Afin de rendre les volumes concernés plus intelligibles, M. Parte a indiqué à La Montagne que “la quantité d’eau nécessaire à la fabrication du lithium pour une batterie correspondant à quatre jours de consommation d’eau domestique dans un foyer”. D'où proviendra l’eau utilisée par Imerys ? Elle ne sera pas prélevée dans le massif ni dans les ruisseaux, mais dans la Sioule, une rivière située à une vingtaine de kilomètres du site. Les besoins de la future mine ne représentent que 1/1000eme du débit moyen de cette rivière, et l’entreprise envisage également d’utiliser les « eaux grises » (eaux usées faiblement polluées) en sortie de stations d’épuration. Imerys est par ailleurs bien consciente des inquiétudes que certains écologistes manifestent au sujet de la forêt des Colettes, adjacente à la mine. Les études d’impact effectuées démontrent que le vide sous la carrière ne pourra pas aspirer l’eau : le granit massif présent à cet emplacement est imperméable et très peu fracturé.
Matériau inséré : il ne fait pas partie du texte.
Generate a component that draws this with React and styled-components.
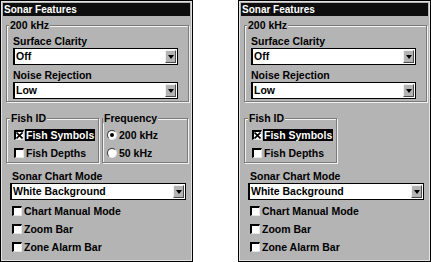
import React from 'react'
import styled, { createGlobalStyle } from 'styled-components'

const GlobalStyle = createGlobalStyle`
  html, body {
    margin: 0;
    padding: 0;
    background: #fff;
  }
  body {
    font-family: 'Liberation Sans', Arial, sans-serif;
  }
`

const Screen = styled.div`
  display: flex;
  gap: 45px;
  width: 431px;
  height: 262px;
`

const Panel = styled.div`
  box-sizing: border-box;
  width: 193px;
  height: 262px;
  padding: 2px;
  border: 1px solid #000;
  background: #b4b4b4;
  box-shadow: inset 1px 1px 0 #e2e2e2, inset -1px -1px 0 #e2e2e2;
  font: bold 10.5px 'Liberation Sans', Arial, sans-serif;
  color: #000;
`

const TitleBar = styled.div`
  height: 13px;
  padding-left: 1px;
  background: #0e0e0e;
  color: #fff;
  font-size: 10px;
  line-height: 13px;
`

const Group = styled.fieldset`
  box-sizing: border-box;
  min-width: 0;
  width: ${(p) => p.$w}px;
  margin: 0;
  padding: ${(p) => p.$pad || '6px 0 2px 6px'};
  border: 1px solid #7b7b7b;
  box-shadow: 1px 1px 0 #f2f2f2, inset 1px 1px 0 #f2f2f2;
`

const Legend = styled.legend`
  margin-left: -4px;
  padding: 0 1px;
  line-height: 10px;
  background: #b4b4b4;
`

const TopGroup = styled(Group)`
  margin: 4px 0 0 3px;
`

const GroupRow = styled.div`
  display: flex;
  gap: 3px;
  margin: 11px 0 0 3px;
`

const FieldLabel = styled.div`
  height: 11px;
  line-height: 11px;
  padding-left: ${(p) => p.$indent || 0}px;
  margin-top: ${(p) => p.$top || 0}px;
`

const Select = styled.div`
  box-sizing: border-box;
  display: flex;
  align-items: center;
  width: ${(p) => p.$w}px;
  height: 17px;
  margin-top: 1px;
  padding: 1px;
  background: #fff;
  border: 1px solid #000;
  border-left-width: 2px;
`

const SelectText = styled.span`
  flex: 1;
  line-height: 13px;
`

const ArrowButton = styled.span`
  box-sizing: border-box;
  display: flex;
  align-items: center;
  justify-content: center;
  width: 11px;
  height: 13px;
  background: #b4b4b4;
  border-top: 1px solid #f0f0f0;
  border-left: 1px solid #f0f0f0;
  border-right: 1px solid #4a4a4a;
  border-bottom: 1px solid #4a4a4a;

  &::after {
    content: '';
    border-left: 3px solid transparent;
    border-right: 3px solid transparent;
    border-top: 4px solid #000;
  }
`

const CheckRow = styled.div`
  display: flex;
  align-items: center;
  height: 18px;
`

const Box = styled.span`
  box-sizing: border-box;
  display: flex;
  width: 10px;
  height: 10px;
  margin-right: 1px;
  background: #fff;
  border-top: 2px solid #000;
  border-left: 2px solid #000;
  border-right: 1px solid #e6e6e6;
  border-bottom: 1px solid #e6e6e6;
`

const Radio = styled.span`
  box-sizing: border-box;
  display: flex;
  align-items: center;
  justify-content: center;
  width: 10px;
  height: 10px;
  margin-right: 1px;
  border-radius: 50%;
  background: #fff;
  border: 1px solid;
  border-color: #3a3a3a #ececec #ececec #3a3a3a;

  &::after {
    content: '';
    width: 4px;
    height: 4px;
    border-radius: 50%;
    background: ${(p) => (p.$on ? '#000' : 'transparent')};
  }
`

const ItemText = styled.span`
  padding: 0 1px;
  line-height: 12px;
  background: ${(p) => (p.$focus ? '#000' : 'transparent')};
  color: ${(p) => (p.$focus ? '#fff' : '#000')};
`

const Lower = styled.div`
  padding-left: 7px;
  margin-top: 8px;
`

const CheckList = styled.div`
  margin-top: 2px;
  padding-left: 2px;
`

function Dropdown({ value, width }) {
  return (
    <Select $w={width}>
      <SelectText>{value}</SelectText>
      <ArrowButton />
    </Select>
  )
}

function Check({ label, checked, focus }) {
  return (
    <CheckRow>
      <Box>
        {checked && (
          <svg width="7" height="7" viewBox="0 0 7 7">
            <path d="M0.5 0.5L6.5 6.5M6.5 0.5L0.5 6.5" stroke="#000" strokeWidth="1.6" />
          </svg>
        )}
      </Box>
      <ItemText $focus={focus}>{label}</ItemText>
    </CheckRow>
  )
}

function Option({ label, on }) {
  return (
    <CheckRow>
      <Radio $on={on} />
      <ItemText>{label}</ItemText>
    </CheckRow>
  )
}

function SonarPanel({ showFrequency }) {
  return (
    <Panel>
      <TitleBar>Sonar Features</TitleBar>
      <TopGroup $w={183}>
        <Legend>200 kHz</Legend>
        <FieldLabel>Surface Clarity</FieldLabel>
        <Dropdown value="Off" width={165} />
        <FieldLabel $top={5}>Noise Rejection</FieldLabel>
        <Dropdown value="Low" width={165} />
      </TopGroup>
      <GroupRow>
        <Group $w={93} $pad="3px 0 0 7px">
          <Legend>Fish ID</Legend>
          <Check label="Fish Symbols" checked focus />
          <Check label="Fish Depths" />
        </Group>
        {showFrequency && (
          <Group $w={86} $pad="3px 0 0 4px">
            <Legend>Frequency</Legend>
            <Option label="200 kHz" on />
            <Option label="50 kHz" />
          </Group>
        )}
      </GroupRow>
      <Lower>
        <FieldLabel $indent={2}>Sonar Chart Mode</FieldLabel>
        <Dropdown value="White Background" width={176} />
        <CheckList>
          <Check label="Chart Manual Mode" />
          <Check label="Zoom Bar" />
          <Check label="Zone Alarm Bar" />
        </CheckList>
      </Lower>
    </Panel>
  )
}

export default function App() {
  return (
    <>
      <GlobalStyle />
      <Screen>
        <SonarPanel showFrequency />
        <SonarPanel />
      </Screen>
    </>
  )
}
Alan Parte résume la situation en rappelant que “la mine sera donc installée dans une sorte de cône imperméable.” Répondant aux nombreuses interrogations entourant l’impact de la future mine sur la ressource en eau, Imerys a également indiqué que le projet aurait besoin de 600 000 m3 nets d’eau par an dans ses phases de concentration et de transport (du site de concentration jusqu’au site de conversion). L’étape de conversion (le traitement en aval du lithium) représenterait quant à elle 400 000 m3 nets d’eau par an. Ainsi, le débat public autour du renouveau d’une industrie extractive peut s’appuyer sur des données précises, et le détail technique du projet de mine de lithium dans l’Allier ne semble pas correspondre à la vision alarmiste teintée de sensationnalisme, qui prend parfois le pas sur l’analyse froide du sujet.